— START —

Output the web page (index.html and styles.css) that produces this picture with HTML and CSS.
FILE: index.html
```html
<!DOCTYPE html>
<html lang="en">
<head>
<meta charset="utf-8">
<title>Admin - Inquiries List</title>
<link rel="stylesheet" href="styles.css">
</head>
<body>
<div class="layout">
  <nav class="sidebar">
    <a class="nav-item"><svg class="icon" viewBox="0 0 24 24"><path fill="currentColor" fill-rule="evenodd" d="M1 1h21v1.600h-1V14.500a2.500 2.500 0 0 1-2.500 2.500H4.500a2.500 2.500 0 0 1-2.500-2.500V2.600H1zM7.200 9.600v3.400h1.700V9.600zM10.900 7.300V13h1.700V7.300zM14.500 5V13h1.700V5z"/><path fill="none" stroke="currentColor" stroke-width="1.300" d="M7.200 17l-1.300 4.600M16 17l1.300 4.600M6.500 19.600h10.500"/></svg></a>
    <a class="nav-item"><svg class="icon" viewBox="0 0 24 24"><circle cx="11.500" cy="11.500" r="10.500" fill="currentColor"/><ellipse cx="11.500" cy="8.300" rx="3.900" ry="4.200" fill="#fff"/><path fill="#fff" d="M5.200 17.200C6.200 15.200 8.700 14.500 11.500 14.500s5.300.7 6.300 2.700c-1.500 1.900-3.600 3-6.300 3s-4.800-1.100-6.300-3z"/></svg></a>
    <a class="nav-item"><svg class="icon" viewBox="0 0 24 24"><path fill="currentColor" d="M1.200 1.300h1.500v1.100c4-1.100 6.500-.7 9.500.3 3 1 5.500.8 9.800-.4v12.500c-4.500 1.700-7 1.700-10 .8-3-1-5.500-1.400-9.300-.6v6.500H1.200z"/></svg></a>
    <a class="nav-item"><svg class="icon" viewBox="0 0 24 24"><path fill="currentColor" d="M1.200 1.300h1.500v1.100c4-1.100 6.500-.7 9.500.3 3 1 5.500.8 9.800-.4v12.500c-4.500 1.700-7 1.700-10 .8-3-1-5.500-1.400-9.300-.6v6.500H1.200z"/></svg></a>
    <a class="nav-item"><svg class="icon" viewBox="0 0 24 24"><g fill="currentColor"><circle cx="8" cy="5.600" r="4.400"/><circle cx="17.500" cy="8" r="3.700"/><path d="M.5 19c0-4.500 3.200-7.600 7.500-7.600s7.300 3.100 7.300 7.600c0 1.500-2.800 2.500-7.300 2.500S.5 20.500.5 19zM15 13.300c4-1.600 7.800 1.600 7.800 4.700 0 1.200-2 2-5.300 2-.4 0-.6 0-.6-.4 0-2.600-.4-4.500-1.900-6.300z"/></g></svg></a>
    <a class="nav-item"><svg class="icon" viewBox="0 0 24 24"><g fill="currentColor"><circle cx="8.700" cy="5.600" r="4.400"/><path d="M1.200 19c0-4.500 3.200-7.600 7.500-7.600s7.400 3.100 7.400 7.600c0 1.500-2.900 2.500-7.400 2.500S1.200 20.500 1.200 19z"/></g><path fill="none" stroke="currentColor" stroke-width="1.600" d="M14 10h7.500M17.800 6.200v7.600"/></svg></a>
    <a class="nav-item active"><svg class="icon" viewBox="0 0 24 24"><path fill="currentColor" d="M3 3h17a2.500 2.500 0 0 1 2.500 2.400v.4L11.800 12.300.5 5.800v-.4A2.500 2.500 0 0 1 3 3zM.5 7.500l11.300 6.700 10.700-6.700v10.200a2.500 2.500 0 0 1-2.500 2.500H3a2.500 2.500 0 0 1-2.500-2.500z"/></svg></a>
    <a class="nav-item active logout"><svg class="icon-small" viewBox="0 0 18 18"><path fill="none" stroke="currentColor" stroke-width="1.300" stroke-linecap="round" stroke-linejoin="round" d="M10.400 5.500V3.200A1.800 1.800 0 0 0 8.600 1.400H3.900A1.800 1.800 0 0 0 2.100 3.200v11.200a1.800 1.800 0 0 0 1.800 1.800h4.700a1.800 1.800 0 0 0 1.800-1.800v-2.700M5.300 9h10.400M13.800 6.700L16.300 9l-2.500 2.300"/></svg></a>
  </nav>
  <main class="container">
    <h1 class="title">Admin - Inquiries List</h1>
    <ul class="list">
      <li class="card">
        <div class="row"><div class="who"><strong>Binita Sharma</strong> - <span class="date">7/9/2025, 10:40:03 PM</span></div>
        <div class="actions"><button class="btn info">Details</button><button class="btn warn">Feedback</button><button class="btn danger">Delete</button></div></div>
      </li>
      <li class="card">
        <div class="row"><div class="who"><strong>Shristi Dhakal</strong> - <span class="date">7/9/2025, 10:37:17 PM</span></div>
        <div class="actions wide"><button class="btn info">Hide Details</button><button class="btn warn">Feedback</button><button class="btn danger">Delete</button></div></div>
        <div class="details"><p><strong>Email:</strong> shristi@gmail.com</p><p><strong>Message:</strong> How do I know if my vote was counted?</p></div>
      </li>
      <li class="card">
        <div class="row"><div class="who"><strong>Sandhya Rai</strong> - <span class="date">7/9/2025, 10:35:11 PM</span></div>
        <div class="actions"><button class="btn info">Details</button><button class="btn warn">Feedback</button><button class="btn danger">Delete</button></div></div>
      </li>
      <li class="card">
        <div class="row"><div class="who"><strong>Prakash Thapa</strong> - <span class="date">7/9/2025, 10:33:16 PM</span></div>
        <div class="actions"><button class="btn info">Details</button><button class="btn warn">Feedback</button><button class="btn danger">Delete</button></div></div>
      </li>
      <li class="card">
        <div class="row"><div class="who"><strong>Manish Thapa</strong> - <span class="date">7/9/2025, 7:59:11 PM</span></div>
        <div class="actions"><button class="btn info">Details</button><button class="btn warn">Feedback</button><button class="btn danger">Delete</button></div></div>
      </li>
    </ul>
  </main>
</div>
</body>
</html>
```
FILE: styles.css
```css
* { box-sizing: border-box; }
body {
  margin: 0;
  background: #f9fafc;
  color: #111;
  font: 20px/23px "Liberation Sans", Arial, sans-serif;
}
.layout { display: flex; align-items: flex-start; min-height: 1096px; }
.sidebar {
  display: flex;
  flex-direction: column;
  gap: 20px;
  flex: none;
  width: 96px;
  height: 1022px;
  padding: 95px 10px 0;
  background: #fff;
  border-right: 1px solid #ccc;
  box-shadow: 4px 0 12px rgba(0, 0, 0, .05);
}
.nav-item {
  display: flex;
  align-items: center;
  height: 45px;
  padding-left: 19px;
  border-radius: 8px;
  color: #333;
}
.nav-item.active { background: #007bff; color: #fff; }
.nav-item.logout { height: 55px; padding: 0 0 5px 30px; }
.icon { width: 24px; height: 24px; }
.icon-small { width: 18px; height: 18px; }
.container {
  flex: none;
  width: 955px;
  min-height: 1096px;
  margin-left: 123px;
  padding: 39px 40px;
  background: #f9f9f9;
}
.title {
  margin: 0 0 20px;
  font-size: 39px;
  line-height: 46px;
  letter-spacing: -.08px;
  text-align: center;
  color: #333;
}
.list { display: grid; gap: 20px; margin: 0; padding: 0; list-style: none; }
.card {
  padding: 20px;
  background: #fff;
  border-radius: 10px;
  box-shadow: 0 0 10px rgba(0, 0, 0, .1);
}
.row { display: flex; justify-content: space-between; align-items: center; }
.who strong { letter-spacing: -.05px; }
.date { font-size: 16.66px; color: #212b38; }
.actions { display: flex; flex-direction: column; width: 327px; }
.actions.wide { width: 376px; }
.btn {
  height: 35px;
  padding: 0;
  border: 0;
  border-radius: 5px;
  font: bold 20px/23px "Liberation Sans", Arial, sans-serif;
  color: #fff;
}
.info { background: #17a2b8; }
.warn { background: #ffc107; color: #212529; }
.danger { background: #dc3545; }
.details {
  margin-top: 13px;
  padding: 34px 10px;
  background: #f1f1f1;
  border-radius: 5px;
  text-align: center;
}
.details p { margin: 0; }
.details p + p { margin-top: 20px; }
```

— END —
— START —

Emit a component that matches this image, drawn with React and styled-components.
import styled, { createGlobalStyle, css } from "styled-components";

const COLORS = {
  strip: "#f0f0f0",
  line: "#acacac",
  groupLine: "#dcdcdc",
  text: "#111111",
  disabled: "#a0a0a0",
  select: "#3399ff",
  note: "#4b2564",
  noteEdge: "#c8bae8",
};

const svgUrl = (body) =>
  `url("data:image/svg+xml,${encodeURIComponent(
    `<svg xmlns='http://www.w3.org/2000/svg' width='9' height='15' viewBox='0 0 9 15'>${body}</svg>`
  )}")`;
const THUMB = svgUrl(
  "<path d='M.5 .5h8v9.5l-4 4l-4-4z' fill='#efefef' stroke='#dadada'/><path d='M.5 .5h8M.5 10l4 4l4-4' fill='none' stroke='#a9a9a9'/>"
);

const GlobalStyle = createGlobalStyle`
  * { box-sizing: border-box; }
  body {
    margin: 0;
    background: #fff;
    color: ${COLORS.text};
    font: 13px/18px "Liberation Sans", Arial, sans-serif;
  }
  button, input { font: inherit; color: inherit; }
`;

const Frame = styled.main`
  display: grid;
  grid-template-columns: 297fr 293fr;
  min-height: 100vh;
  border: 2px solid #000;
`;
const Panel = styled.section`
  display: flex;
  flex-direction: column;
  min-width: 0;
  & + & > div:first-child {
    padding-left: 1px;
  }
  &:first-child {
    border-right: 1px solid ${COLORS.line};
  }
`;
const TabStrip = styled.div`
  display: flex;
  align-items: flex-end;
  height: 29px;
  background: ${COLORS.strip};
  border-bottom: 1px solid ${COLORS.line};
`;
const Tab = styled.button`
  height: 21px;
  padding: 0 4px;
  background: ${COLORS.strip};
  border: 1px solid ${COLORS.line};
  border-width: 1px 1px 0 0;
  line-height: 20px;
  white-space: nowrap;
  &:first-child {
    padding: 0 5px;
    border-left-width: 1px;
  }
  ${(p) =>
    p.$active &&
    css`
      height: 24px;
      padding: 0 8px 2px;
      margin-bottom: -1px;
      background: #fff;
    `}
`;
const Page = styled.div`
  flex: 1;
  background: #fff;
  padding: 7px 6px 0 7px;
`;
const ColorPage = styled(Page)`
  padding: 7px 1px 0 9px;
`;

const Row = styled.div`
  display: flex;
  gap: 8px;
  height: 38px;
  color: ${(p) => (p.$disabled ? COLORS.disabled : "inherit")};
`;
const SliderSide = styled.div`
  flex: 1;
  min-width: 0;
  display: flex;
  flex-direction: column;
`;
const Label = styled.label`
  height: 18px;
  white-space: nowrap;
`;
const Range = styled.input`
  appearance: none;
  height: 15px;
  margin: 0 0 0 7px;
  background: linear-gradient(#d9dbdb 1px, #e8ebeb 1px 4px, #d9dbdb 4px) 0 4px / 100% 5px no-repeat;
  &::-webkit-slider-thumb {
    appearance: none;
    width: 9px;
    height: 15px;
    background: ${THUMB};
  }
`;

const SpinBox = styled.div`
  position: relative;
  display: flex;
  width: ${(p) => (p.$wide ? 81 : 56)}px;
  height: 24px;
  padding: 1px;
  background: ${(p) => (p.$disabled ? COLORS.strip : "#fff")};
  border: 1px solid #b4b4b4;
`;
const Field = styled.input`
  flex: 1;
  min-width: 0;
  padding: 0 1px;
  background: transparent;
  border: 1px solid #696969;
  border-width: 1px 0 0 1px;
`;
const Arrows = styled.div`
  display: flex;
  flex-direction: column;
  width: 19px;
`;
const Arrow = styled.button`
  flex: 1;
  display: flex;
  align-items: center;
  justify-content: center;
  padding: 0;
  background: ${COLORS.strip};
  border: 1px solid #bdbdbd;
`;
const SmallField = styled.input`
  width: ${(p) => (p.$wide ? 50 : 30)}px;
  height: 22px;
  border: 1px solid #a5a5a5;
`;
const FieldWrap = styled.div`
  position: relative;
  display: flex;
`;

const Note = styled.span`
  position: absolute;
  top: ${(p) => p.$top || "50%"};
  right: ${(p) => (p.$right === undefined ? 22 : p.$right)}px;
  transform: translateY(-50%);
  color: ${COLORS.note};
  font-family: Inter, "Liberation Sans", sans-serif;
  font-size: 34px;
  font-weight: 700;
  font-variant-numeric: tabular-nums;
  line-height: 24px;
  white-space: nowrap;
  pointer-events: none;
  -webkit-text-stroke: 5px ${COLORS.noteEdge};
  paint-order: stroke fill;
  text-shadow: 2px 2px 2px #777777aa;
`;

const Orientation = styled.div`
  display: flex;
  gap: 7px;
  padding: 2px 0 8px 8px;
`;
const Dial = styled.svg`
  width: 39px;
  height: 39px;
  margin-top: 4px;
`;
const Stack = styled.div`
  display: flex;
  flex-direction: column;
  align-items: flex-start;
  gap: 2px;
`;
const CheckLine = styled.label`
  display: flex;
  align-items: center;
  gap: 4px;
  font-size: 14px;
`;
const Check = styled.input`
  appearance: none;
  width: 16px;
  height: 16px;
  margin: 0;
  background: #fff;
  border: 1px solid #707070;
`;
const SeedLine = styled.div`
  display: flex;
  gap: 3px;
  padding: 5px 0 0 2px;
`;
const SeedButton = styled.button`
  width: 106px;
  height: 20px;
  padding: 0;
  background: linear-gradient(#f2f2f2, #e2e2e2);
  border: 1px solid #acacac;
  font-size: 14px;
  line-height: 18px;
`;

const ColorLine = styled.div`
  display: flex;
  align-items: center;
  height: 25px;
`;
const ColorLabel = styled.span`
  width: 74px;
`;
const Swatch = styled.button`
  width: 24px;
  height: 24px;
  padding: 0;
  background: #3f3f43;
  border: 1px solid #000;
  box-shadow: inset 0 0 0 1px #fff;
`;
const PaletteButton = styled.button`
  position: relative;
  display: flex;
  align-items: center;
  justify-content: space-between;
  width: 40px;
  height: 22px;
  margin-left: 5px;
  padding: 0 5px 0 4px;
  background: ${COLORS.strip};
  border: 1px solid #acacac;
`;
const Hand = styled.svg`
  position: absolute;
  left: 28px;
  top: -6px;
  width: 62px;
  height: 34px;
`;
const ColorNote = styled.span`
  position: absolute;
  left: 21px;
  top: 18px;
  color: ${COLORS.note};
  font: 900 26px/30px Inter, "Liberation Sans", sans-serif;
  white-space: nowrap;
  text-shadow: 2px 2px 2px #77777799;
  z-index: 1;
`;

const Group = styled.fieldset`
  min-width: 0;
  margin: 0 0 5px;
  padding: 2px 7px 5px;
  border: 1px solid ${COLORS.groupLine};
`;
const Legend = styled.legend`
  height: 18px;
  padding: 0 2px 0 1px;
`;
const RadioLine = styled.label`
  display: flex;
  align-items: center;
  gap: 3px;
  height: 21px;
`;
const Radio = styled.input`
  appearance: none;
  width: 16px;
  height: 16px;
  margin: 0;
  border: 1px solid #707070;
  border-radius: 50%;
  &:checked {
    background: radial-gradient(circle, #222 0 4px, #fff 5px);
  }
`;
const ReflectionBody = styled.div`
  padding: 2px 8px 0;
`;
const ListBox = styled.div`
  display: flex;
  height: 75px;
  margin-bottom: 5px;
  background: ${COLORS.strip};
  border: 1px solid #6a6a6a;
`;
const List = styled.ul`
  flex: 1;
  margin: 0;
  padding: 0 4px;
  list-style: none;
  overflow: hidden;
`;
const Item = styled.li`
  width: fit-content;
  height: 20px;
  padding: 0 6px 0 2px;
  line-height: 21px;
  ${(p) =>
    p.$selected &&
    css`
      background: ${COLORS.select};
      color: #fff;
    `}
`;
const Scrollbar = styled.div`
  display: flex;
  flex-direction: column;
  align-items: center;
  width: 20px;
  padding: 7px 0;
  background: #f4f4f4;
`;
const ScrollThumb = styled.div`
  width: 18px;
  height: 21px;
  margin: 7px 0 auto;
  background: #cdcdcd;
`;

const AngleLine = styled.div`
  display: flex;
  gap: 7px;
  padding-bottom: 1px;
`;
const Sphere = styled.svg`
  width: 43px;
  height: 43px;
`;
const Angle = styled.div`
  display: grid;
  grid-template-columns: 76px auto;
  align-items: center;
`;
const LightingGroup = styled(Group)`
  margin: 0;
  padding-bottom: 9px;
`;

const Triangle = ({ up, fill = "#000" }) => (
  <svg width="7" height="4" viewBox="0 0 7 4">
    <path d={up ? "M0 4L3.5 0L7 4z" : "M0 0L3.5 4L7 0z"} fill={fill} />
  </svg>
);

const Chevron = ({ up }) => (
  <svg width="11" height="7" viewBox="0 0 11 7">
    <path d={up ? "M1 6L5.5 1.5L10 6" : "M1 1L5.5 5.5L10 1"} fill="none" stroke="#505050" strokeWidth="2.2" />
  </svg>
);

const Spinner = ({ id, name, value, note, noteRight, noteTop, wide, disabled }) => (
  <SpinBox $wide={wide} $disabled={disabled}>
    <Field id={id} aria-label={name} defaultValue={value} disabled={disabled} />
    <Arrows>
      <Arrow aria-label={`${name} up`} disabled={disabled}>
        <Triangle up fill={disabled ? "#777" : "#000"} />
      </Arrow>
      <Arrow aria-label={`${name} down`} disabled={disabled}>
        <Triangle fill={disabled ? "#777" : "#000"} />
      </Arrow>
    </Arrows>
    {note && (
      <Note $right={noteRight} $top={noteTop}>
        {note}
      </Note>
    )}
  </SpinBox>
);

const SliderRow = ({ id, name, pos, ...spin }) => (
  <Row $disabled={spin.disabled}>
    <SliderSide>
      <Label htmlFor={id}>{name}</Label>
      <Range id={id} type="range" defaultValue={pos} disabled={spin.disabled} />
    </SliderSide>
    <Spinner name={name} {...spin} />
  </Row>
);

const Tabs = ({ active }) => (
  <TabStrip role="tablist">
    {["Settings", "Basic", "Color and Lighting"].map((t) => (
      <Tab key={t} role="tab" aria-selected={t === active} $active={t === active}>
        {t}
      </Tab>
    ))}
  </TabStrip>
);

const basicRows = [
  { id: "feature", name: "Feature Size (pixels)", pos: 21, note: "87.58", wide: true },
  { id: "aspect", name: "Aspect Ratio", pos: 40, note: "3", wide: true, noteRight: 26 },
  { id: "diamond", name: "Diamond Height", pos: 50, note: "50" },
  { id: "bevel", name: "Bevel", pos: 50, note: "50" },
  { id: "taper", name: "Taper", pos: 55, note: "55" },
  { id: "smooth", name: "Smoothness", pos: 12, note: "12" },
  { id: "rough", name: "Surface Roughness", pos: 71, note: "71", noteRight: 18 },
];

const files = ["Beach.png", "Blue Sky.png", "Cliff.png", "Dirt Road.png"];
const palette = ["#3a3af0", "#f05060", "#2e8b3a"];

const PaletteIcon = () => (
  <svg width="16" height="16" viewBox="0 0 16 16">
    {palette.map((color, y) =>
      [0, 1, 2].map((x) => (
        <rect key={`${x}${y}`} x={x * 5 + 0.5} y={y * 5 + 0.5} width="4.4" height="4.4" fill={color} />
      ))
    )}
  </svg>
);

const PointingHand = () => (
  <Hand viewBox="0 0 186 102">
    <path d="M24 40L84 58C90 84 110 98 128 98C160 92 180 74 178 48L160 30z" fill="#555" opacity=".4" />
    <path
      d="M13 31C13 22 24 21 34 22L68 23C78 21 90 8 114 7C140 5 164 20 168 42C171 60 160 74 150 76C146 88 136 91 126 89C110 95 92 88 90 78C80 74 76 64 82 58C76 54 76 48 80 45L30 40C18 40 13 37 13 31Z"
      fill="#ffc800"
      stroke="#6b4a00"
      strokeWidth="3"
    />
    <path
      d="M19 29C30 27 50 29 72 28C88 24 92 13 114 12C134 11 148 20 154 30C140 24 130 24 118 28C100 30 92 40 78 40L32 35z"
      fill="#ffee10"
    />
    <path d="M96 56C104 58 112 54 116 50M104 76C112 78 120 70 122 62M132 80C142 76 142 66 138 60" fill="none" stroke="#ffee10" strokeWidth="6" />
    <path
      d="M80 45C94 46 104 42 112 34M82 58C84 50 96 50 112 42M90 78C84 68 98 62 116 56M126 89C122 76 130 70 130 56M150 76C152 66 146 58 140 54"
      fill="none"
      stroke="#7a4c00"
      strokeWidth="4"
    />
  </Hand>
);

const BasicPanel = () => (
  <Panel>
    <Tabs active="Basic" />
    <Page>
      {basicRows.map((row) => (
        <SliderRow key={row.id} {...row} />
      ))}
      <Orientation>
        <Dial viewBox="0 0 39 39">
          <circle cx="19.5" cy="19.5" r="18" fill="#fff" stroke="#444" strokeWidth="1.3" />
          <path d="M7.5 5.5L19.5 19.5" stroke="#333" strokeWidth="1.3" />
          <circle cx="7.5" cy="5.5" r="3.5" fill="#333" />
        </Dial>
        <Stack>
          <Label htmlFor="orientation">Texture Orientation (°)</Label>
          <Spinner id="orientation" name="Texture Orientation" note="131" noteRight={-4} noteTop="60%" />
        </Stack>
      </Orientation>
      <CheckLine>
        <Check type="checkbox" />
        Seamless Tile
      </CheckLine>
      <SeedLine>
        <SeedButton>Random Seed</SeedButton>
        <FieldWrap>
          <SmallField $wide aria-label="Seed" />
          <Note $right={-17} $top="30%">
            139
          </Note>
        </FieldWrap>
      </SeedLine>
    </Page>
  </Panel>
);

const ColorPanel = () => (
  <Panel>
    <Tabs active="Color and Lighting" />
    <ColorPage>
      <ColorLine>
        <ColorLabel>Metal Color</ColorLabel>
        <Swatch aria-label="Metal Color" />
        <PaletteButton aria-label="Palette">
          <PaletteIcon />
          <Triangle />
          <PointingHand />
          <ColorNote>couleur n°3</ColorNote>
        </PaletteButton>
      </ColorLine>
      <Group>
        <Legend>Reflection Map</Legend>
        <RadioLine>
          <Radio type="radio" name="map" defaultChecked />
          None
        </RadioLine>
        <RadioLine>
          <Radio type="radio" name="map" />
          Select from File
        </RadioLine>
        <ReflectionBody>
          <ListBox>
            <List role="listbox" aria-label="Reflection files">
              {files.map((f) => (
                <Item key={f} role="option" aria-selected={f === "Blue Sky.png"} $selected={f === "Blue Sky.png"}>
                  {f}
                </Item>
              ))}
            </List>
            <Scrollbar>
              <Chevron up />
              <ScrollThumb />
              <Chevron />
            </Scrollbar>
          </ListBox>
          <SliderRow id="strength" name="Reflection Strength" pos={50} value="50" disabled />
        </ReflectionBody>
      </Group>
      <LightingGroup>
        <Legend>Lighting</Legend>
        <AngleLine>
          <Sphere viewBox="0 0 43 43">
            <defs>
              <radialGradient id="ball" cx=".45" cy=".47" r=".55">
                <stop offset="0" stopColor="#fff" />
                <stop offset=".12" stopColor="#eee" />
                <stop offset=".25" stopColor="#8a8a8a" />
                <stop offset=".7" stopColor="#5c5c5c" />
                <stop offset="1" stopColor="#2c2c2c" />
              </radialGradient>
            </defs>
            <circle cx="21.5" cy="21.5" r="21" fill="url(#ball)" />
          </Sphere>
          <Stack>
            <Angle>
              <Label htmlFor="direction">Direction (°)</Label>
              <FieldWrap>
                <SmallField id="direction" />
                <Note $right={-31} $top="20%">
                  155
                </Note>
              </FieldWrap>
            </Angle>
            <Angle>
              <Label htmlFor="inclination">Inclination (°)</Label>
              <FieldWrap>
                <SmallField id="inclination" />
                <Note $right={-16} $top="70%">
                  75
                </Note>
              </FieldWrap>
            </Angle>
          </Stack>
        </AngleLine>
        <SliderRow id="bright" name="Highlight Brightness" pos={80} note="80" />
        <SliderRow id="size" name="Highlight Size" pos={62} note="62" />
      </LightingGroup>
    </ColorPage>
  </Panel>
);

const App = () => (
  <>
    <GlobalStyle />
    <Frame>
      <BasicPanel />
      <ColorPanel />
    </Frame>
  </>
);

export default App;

— END —

#### [GOAL OF THE EXERCISE]
Say the number of lines in the listing that hold "this", with no added words.

#### [TASK OUTPUT]
2